---------- Source records
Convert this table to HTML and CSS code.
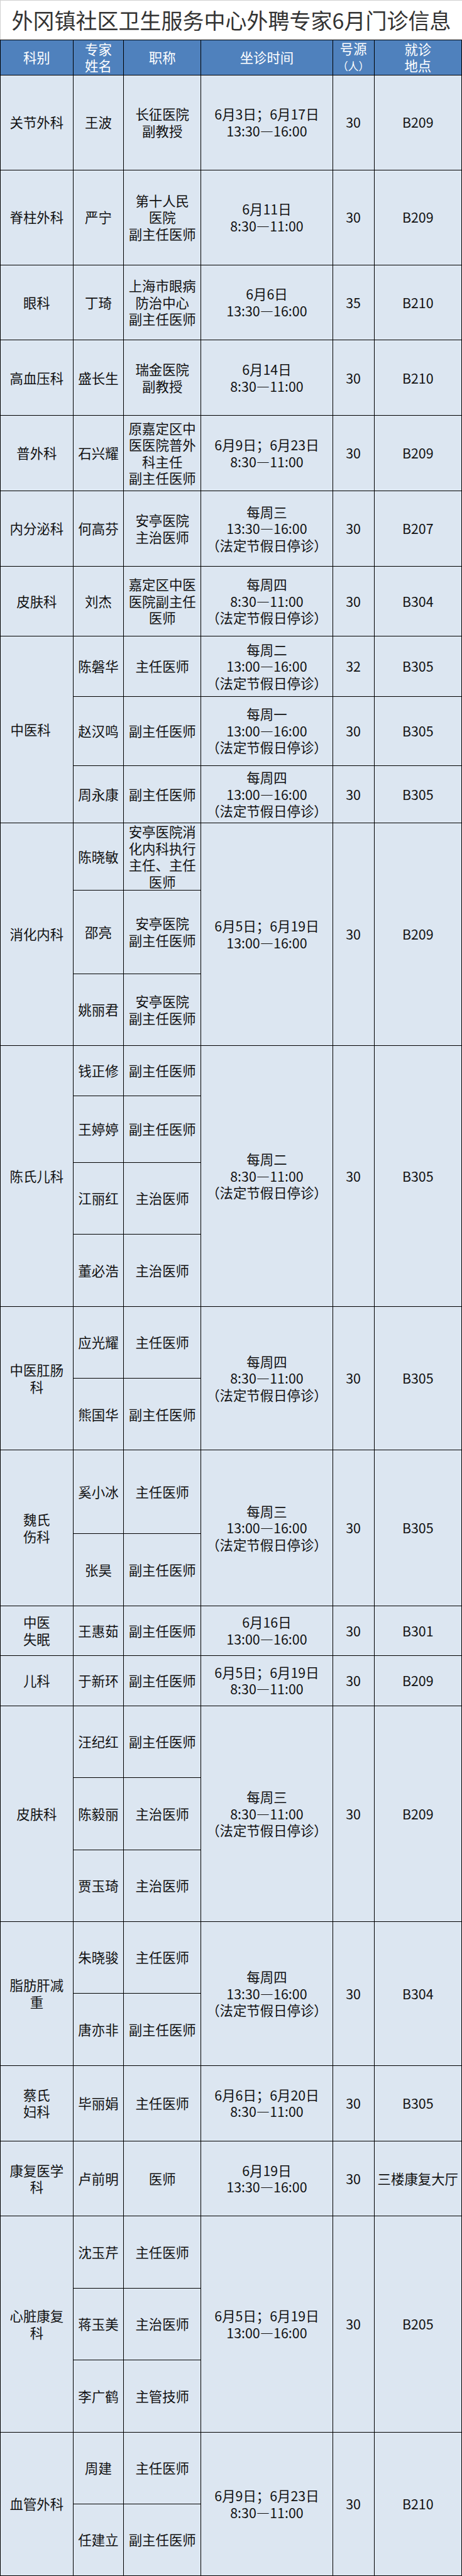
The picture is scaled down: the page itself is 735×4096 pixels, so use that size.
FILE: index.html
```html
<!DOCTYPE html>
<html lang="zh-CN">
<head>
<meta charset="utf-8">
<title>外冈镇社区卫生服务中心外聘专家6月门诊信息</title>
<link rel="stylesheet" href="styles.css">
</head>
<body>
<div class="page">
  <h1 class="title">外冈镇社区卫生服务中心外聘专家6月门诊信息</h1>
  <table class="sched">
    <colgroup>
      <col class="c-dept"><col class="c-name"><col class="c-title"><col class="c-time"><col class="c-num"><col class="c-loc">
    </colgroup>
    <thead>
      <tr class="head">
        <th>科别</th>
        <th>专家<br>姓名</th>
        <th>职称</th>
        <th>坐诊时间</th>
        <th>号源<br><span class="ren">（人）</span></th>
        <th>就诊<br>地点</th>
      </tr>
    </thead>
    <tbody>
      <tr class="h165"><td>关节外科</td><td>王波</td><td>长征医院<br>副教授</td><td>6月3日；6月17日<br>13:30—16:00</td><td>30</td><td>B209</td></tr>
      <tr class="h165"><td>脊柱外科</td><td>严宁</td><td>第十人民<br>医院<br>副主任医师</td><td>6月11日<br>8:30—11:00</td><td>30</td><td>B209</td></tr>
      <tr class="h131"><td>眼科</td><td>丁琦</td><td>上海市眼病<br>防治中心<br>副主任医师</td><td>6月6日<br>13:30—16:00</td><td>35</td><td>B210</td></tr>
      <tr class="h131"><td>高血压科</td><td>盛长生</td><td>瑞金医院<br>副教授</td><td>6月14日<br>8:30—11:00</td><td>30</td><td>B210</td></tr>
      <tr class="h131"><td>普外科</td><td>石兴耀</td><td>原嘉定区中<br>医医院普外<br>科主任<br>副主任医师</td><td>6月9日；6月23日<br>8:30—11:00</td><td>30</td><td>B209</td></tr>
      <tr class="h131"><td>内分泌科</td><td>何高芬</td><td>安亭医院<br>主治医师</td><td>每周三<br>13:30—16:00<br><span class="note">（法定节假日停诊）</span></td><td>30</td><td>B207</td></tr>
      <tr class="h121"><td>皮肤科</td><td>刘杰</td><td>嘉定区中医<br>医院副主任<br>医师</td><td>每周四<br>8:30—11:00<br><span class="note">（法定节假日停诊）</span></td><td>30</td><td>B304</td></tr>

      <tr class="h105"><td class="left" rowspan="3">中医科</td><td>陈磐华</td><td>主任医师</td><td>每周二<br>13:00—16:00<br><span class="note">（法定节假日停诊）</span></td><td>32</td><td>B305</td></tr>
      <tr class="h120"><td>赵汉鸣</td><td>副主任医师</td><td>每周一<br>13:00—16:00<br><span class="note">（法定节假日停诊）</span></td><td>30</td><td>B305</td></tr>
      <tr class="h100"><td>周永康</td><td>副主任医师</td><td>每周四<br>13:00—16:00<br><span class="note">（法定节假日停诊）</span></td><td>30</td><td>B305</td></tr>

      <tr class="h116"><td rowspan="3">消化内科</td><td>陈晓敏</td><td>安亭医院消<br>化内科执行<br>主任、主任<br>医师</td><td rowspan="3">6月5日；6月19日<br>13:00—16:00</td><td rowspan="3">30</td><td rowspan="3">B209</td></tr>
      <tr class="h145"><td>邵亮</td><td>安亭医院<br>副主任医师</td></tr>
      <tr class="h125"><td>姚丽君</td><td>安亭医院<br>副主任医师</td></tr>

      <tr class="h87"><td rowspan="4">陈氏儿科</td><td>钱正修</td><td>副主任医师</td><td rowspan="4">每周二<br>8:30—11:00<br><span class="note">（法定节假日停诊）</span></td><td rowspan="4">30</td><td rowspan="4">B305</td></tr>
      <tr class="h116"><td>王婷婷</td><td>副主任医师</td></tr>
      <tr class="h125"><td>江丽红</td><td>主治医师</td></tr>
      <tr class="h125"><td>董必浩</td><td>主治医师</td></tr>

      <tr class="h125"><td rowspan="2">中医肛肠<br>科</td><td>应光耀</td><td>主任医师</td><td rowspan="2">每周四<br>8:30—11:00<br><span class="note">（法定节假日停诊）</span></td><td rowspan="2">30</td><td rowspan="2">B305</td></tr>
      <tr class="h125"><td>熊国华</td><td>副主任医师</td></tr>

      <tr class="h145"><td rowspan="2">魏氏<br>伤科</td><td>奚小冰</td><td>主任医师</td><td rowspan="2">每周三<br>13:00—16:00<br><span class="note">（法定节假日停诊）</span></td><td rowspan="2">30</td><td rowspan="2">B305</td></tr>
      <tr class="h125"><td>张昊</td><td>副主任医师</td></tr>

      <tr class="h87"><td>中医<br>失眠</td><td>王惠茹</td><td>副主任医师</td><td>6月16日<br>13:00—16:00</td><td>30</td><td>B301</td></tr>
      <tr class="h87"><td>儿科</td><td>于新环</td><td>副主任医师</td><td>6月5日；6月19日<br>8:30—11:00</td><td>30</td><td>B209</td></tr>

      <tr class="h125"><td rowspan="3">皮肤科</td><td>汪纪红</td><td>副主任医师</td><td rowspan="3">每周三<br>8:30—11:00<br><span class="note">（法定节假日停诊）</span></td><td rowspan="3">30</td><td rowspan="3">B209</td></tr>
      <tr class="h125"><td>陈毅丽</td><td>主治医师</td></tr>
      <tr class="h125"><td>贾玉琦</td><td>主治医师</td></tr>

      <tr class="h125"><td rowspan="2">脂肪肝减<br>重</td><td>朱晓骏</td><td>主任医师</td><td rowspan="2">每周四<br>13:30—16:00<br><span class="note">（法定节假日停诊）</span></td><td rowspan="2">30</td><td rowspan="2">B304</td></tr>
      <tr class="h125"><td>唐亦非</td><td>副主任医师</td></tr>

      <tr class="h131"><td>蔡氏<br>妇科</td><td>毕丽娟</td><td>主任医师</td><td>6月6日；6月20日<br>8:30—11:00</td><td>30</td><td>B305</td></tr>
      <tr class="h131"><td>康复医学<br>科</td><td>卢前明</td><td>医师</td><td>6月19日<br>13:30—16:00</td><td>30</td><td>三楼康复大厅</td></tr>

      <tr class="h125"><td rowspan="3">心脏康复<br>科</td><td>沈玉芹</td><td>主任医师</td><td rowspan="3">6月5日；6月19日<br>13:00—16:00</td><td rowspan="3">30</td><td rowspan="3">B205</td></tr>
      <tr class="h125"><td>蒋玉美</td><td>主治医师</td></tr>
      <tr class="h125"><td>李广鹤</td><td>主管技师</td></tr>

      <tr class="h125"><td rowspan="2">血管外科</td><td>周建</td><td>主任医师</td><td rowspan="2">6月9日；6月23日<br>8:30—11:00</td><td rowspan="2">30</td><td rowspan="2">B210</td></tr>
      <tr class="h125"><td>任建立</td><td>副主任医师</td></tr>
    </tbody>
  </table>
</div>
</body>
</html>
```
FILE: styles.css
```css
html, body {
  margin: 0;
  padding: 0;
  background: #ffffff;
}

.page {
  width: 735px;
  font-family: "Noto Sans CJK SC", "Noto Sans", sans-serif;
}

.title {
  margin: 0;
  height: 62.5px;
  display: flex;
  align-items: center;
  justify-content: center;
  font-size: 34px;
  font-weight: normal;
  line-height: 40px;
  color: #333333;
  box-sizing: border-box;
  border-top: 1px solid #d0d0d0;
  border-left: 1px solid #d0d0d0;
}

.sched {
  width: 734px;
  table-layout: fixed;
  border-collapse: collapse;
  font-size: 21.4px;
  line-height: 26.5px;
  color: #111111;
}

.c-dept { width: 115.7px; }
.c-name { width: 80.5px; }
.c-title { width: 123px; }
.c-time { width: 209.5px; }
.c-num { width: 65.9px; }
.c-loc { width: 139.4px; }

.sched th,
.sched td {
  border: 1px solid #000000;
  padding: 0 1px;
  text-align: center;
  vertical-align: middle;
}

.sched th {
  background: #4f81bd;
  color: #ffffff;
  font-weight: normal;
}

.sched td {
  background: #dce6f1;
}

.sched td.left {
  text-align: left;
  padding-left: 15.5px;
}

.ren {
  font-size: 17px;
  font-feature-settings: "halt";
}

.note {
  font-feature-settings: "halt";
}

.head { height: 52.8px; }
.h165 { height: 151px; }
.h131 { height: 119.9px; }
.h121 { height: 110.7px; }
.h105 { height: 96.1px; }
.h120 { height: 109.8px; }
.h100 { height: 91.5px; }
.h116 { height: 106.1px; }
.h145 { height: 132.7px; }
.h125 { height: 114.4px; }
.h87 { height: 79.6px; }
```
--------------------
---------- Source records
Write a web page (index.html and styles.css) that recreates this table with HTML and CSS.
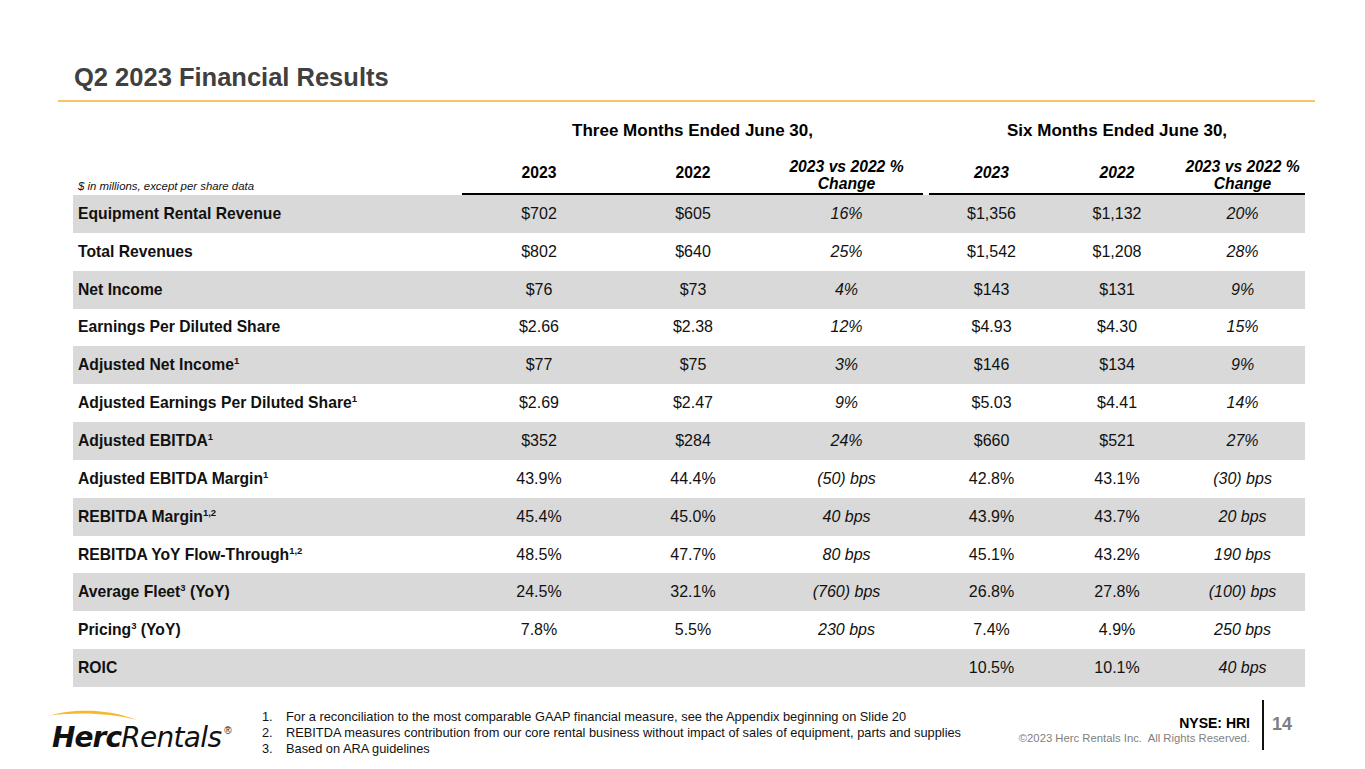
--------------------
Brief — Go through the records and copy each line with "size" in it.

Exercise response —
The picture is scaled down: the page itself is 735×4096 pixels, so use that size.
  font-size: 34px;
  font-size: 21.4px;
  font-size: 17px;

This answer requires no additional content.